Apartheid sparked significant internal resistance and violence as well as a long trade embargo against South Africa. Since the 1980s, a series of popular uprisings and protests were met with the banning of opposition and imprisoning of anti-apartheid leaders. As unrest spread and became more violent, state organizations responded with increasing repression and state-sponsored violence.
Reforms to apartheid in the 1980s failed to quell the mounting opposition, and in 1990 President Frederik Willem de Klerk began negotiations to end apartheid, culminating in multi-racial democratic elections in 1994, which were won by the African National Congress under Nelson Mandela. The vestiges of apartheid still shape South African politics and society.

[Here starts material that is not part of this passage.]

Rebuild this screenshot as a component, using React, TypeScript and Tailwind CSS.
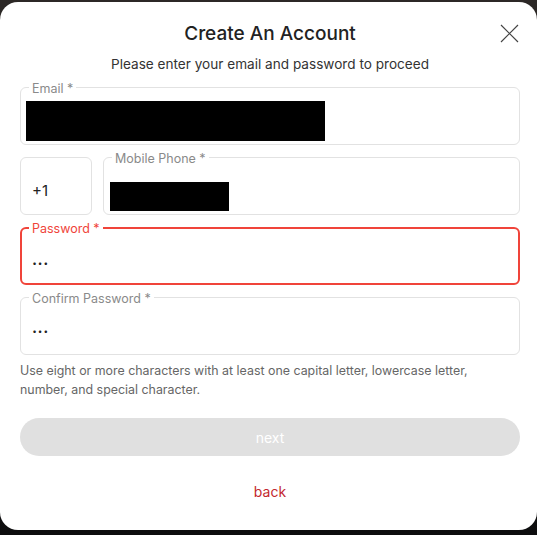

Internal resistance to the apartheid system in South Africa came from several sectors of society and saw the creation of organisations dedicated variously to peaceful protests, passive resistance and armed insurrection. It came from both black activists like Steve Biko and Desmond Tutu as well as white activists like Harry Schwarz, Joe Slovo and Trevor Huddleston.
A bantustan (also known as black African homeland or simply homeland) was a territory set aside for black inhabitants of South Africa and South West Africa (now Namibia), as part of the policy of apartheid. Ten bantustans were established in South Africa, and ten in neighbouring South-West Africa (then under South African administration), for the purpose of concentrating the members of designated ethnic groups, thus making each of those territories ethnically homogeneous as the basis for creating "autonomous" nation states for South Africa's different black ethnic groups.
The term was first used in the late 1940s, and was coined from 'Bantu' (meaning 'people' in some of the Bantu languages) and '-stan' (a suffix meaning 'land' in the Persian language). It was regarded as a disparaging term by some critics of the apartheid-era government's 'homelands' (from Afrikaans tuisland). The word 'bantustan', today, is often used in a pejorative sense when describing a region that lacks any real legitimacy, consists of several unconnected enclaves, and/or emerges from national or international gerrymandering.
Some of the bantustans received independence. In South Africa, Transkei, Bophuthatswana, Venda, and Ciskei (the so-called TBVC states) were declared independent, while others (like KwaZulu, Lebowa, and QwaQwa), received partial autonomy, but were never granted independence. In South-West Africa, Ovamboland, Kavangoland, and East Caprivi were granted self-determination. The condition of sovereign independent states was not recognised outside of South Africa.